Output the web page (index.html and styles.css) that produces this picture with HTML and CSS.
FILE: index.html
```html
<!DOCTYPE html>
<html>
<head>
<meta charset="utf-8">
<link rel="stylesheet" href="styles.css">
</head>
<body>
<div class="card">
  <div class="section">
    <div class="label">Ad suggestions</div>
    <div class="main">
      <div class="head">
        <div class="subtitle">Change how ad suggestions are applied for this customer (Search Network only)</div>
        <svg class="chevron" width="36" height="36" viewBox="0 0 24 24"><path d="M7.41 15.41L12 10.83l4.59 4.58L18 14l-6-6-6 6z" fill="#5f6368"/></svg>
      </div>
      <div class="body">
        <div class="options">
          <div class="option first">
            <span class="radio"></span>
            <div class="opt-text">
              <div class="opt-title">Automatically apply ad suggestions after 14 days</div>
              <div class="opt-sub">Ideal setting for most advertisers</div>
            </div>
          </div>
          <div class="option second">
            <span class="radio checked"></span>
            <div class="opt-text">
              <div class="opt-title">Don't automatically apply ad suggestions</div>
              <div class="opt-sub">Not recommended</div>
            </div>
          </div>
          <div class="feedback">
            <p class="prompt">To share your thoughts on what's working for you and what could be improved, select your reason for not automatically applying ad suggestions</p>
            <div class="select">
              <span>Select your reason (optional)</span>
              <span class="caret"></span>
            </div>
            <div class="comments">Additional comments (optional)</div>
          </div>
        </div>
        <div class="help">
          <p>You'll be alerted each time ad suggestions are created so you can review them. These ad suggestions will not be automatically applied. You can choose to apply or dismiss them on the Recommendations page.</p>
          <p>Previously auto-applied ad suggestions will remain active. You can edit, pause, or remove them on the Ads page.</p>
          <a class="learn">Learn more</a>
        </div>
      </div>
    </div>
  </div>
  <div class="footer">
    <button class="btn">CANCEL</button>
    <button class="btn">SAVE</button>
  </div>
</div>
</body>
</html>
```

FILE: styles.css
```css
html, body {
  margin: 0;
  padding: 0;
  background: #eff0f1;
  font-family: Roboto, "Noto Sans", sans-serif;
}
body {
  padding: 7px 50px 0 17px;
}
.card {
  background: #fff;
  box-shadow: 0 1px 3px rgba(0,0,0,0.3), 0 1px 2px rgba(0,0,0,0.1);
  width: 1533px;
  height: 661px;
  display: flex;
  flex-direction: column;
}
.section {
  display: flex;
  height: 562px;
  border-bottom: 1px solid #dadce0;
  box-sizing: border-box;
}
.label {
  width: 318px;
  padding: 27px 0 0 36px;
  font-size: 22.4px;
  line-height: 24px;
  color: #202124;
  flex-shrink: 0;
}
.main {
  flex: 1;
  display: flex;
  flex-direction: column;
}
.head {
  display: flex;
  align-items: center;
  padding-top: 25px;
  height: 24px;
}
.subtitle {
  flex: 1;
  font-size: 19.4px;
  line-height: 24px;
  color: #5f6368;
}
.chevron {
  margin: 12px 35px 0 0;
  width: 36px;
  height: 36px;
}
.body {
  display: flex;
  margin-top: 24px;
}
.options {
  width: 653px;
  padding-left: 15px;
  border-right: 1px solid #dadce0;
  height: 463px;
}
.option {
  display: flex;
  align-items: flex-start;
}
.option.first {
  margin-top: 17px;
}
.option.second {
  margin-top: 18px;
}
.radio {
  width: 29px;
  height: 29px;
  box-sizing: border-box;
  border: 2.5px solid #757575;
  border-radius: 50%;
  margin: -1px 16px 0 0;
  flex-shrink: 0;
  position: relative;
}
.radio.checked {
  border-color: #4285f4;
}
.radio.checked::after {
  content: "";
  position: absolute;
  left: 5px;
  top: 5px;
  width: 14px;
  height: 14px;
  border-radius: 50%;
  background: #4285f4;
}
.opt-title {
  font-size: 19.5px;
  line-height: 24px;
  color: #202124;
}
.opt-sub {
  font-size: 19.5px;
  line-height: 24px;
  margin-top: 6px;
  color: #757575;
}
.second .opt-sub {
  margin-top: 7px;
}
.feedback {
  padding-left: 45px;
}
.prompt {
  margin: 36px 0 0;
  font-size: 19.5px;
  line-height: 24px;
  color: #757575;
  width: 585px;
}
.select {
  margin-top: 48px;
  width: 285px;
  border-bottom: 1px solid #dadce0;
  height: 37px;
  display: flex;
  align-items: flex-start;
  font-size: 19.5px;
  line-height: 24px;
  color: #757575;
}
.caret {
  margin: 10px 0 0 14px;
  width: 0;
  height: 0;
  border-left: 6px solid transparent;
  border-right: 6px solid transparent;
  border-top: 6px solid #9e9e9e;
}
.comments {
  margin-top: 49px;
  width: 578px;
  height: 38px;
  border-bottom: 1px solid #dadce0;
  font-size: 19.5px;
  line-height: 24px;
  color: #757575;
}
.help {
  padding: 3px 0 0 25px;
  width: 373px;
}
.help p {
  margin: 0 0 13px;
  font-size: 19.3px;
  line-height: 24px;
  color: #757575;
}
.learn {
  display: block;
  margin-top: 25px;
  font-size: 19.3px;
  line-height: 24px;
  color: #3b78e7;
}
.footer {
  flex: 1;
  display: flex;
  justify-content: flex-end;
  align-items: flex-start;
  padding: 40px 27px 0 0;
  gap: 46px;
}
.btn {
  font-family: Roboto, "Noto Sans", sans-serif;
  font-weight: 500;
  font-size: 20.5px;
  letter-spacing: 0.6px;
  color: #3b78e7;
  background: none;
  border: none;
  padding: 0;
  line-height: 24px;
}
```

★ ★ ★ ★

• **Objective**
Output the listing above exactly as it appears.

• **Output for this task**
Output the web page (index.html and styles.css) that produces this picture with HTML and CSS.
FILE: index.html
```html
<!DOCTYPE html>
<html>
<head>
<meta charset="utf-8">
<link rel="stylesheet" href="styles.css">
</head>
<body>
<div class="card">
  <div class="section">
    <div class="label">Ad suggestions</div>
    <div class="main">
      <div class="head">
        <div class="subtitle">Change how ad suggestions are applied for this customer (Search Network only)</div>
        <svg class="chevron" width="36" height="36" viewBox="0 0 24 24"><path d="M7.41 15.41L12 10.83l4.59 4.58L18 14l-6-6-6 6z" fill="#5f6368"/></svg>
      </div>
      <div class="body">
        <div class="options">
          <div class="option first">
            <span class="radio"></span>
            <div class="opt-text">
              <div class="opt-title">Automatically apply ad suggestions after 14 days</div>
              <div class="opt-sub">Ideal setting for most advertisers</div>
            </div>
          </div>
          <div class="option second">
            <span class="radio checked"></span>
            <div class="opt-text">
              <div class="opt-title">Don't automatically apply ad suggestions</div>
              <div class="opt-sub">Not recommended</div>
            </div>
          </div>
          <div class="feedback">
            <p class="prompt">To share your thoughts on what's working for you and what could be improved, select your reason for not automatically applying ad suggestions</p>
            <div class="select">
              <span>Select your reason (optional)</span>
              <span class="caret"></span>
            </div>
            <div class="comments">Additional comments (optional)</div>
          </div>
        </div>
        <div class="help">
          <p>You'll be alerted each time ad suggestions are created so you can review them. These ad suggestions will not be automatically applied. You can choose to apply or dismiss them on the Recommendations page.</p>
          <p>Previously auto-applied ad suggestions will remain active. You can edit, pause, or remove them on the Ads page.</p>
          <a class="learn">Learn more</a>
        </div>
      </div>
    </div>
  </div>
  <div class="footer">
    <button class="btn">CANCEL</button>
    <button class="btn">SAVE</button>
  </div>
</div>
</body>
</html>
```

FILE: styles.css
```css
html, body {
  margin: 0;
  padding: 0;
  background: #eff0f1;
  font-family: Roboto, "Noto Sans", sans-serif;
}
body {
  padding: 7px 50px 0 17px;
}
.card {
  background: #fff;
  box-shadow: 0 1px 3px rgba(0,0,0,0.3), 0 1px 2px rgba(0,0,0,0.1);
  width: 1533px;
  height: 661px;
  display: flex;
  flex-direction: column;
}
.section {
  display: flex;
  height: 562px;
  border-bottom: 1px solid #dadce0;
  box-sizing: border-box;
}
.label {
  width: 318px;
  padding: 27px 0 0 36px;
  font-size: 22.4px;
  line-height: 24px;
  color: #202124;
  flex-shrink: 0;
}
.main {
  flex: 1;
  display: flex;
  flex-direction: column;
}
.head {
  display: flex;
  align-items: center;
  padding-top: 25px;
  height: 24px;
}
.subtitle {
  flex: 1;
  font-size: 19.4px;
  line-height: 24px;
  color: #5f6368;
}
.chevron {
  margin: 12px 35px 0 0;
  width: 36px;
  height: 36px;
}
.body {
  display: flex;
  margin-top: 24px;
}
.options {
  width: 653px;
  padding-left: 15px;
  border-right: 1px solid #dadce0;
  height: 463px;
}
.option {
  display: flex;
  align-items: flex-start;
}
.option.first {
  margin-top: 17px;
}
.option.second {
  margin-top: 18px;
}
.radio {
  width: 29px;
  height: 29px;
  box-sizing: border-box;
  border: 2.5px solid #757575;
  border-radius: 50%;
  margin: -1px 16px 0 0;
  flex-shrink: 0;
  position: relative;
}
.radio.checked {
  border-color: #4285f4;
}
.radio.checked::after {
  content: "";
  position: absolute;
  left: 5px;
  top: 5px;
  width: 14px;
  height: 14px;
  border-radius: 50%;
  background: #4285f4;
}
.opt-title {
  font-size: 19.5px;
  line-height: 24px;
  color: #202124;
}
.opt-sub {
  font-size: 19.5px;
  line-height: 24px;
  margin-top: 6px;
  color: #757575;
}
.second .opt-sub {
  margin-top: 7px;
}
.feedback {
  padding-left: 45px;
}
.prompt {
  margin: 36px 0 0;
  font-size: 19.5px;
  line-height: 24px;
  color: #757575;
  width: 585px;
}
.select {
  margin-top: 48px;
  width: 285px;
  border-bottom: 1px solid #dadce0;
  height: 37px;
  display: flex;
  align-items: flex-start;
  font-size: 19.5px;
  line-height: 24px;
  color: #757575;
}
.caret {
  margin: 10px 0 0 14px;
  width: 0;
  height: 0;
  border-left: 6px solid transparent;
  border-right: 6px solid transparent;
  border-top: 6px solid #9e9e9e;
}
.comments {
  margin-top: 49px;
  width: 578px;
  height: 38px;
  border-bottom: 1px solid #dadce0;
  font-size: 19.5px;
  line-height: 24px;
  color: #757575;
}
.help {
  padding: 3px 0 0 25px;
  width: 373px;
}
.help p {
  margin: 0 0 13px;
  font-size: 19.3px;
  line-height: 24px;
  color: #757575;
}
.learn {
  display: block;
  margin-top: 25px;
  font-size: 19.3px;
  line-height: 24px;
  color: #3b78e7;
}
.footer {
  flex: 1;
  display: flex;
  justify-content: flex-end;
  align-items: flex-start;
  padding: 40px 27px 0 0;
  gap: 46px;
}
.btn {
  font-family: Roboto, "Noto Sans", sans-serif;
  font-weight: 500;
  font-size: 20.5px;
  letter-spacing: 0.6px;
  color: #3b78e7;
  background: none;
  border: none;
  padding: 0;
  line-height: 24px;
}
```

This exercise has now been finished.